The war is still a huge deal in the islands (where it is still ‘the war’). Tourist attractions in Vanuatu today include a disused landing strip, the offshore wrecks of planes that ran out of fuel before the landing strip, diving the wreck of the USS President Coolidge, and a WII museum with sundry artifacts left behind, plus the cultural attraction of a cargo cult that worships a mythic American serviceman, John Frome (and if you think that is weird, wait until you hear about the one that worships the ‘nambawan bigfella him blong mizzes kween‘ (bonus points if you can sound that out and figure out who it is before googling it)).

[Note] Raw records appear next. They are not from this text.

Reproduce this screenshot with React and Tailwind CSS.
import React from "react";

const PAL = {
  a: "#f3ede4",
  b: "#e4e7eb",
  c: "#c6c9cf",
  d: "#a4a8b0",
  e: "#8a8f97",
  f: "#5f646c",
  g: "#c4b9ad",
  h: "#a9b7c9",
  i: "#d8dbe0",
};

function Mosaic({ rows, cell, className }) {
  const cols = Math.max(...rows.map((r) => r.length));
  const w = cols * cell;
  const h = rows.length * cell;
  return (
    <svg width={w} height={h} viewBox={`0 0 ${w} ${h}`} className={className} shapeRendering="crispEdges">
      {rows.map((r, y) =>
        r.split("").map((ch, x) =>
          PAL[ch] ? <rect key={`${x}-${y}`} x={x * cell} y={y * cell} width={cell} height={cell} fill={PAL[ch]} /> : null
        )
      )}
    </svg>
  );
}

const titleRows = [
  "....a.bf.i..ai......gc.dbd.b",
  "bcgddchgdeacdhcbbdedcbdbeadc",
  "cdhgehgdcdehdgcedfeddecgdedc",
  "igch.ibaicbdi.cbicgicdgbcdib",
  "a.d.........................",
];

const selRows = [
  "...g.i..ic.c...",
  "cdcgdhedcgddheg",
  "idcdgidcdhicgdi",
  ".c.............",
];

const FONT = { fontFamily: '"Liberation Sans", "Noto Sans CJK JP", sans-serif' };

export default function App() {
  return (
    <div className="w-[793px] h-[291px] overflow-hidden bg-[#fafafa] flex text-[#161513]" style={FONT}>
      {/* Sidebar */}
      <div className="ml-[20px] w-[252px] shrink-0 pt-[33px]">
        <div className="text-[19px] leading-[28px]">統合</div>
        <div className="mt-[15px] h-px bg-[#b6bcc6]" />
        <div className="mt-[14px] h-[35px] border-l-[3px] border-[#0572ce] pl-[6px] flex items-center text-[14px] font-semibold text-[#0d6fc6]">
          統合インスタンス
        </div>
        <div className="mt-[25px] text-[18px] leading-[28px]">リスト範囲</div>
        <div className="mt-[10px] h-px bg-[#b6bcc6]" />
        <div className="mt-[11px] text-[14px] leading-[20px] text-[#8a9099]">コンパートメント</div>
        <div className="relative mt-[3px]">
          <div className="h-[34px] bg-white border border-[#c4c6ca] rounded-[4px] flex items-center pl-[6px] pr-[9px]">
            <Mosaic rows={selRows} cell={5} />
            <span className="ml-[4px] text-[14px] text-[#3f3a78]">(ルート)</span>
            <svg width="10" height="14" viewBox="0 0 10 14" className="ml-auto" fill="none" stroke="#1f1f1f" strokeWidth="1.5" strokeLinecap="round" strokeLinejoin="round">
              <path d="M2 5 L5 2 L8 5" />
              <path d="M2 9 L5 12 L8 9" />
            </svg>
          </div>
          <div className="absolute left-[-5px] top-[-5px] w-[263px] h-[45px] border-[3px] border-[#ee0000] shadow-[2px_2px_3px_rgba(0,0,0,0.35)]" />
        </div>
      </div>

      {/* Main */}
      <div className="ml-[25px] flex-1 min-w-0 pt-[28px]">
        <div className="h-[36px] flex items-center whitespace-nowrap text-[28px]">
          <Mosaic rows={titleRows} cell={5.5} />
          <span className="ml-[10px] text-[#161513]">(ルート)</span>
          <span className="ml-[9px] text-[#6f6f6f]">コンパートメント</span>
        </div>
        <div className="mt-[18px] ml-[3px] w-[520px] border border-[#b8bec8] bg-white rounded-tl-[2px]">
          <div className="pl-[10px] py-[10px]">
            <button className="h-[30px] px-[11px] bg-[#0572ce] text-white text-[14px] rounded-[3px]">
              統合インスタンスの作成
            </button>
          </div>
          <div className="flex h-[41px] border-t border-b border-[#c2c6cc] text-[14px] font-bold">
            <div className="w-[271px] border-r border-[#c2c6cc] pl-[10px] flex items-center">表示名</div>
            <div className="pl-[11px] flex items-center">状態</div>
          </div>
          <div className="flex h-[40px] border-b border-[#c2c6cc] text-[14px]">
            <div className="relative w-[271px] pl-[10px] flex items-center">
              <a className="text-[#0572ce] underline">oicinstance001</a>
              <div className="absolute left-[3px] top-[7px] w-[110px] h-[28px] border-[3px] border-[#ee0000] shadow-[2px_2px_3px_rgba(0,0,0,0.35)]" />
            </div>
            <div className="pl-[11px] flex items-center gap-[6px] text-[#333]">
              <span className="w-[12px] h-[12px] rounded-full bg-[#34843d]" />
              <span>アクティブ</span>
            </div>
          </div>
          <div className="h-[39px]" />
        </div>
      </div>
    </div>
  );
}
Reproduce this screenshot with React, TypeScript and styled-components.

While they were in Vanuatu the Americans built a road around the main island of Efete, and talked with the locals in basic English, helping to solidify bislama as the lingua franca.
Because most of the words in bislama are English, you can communicate between bislama and most English dialects using the main words, so the servicemen found themselves able to talk to the locals, and vice versa.
It doesn’t matter if you say ‘What’s your name?” or “Wot name blong yu?”, as long as you catch the “name” part.
Some of the usages are a little different: tumas (too much) where we would say ‘very much’: tank yu tumas, me likem tumas.
Some sound like a cliché of pidgin: yu savvy? (do you know/are you familiar with) from the French save.
Some were very hard for me to say, because through my cultural lense they are unacceptable: pikinini for children, for example.
Some look and sound like a completely foreign language until you think about them: yumi (us, we) from you-me. Yumi likem tumas.
And some are just like Hawaiian pidgin and make me feel at home: where yu stay? (where are you from/where are you); be dere bumbae (I will be there by-and-by).
But instead of saying da kine for good/the best as we do in Hawaii, in Vanuatu they say nambawan (number one).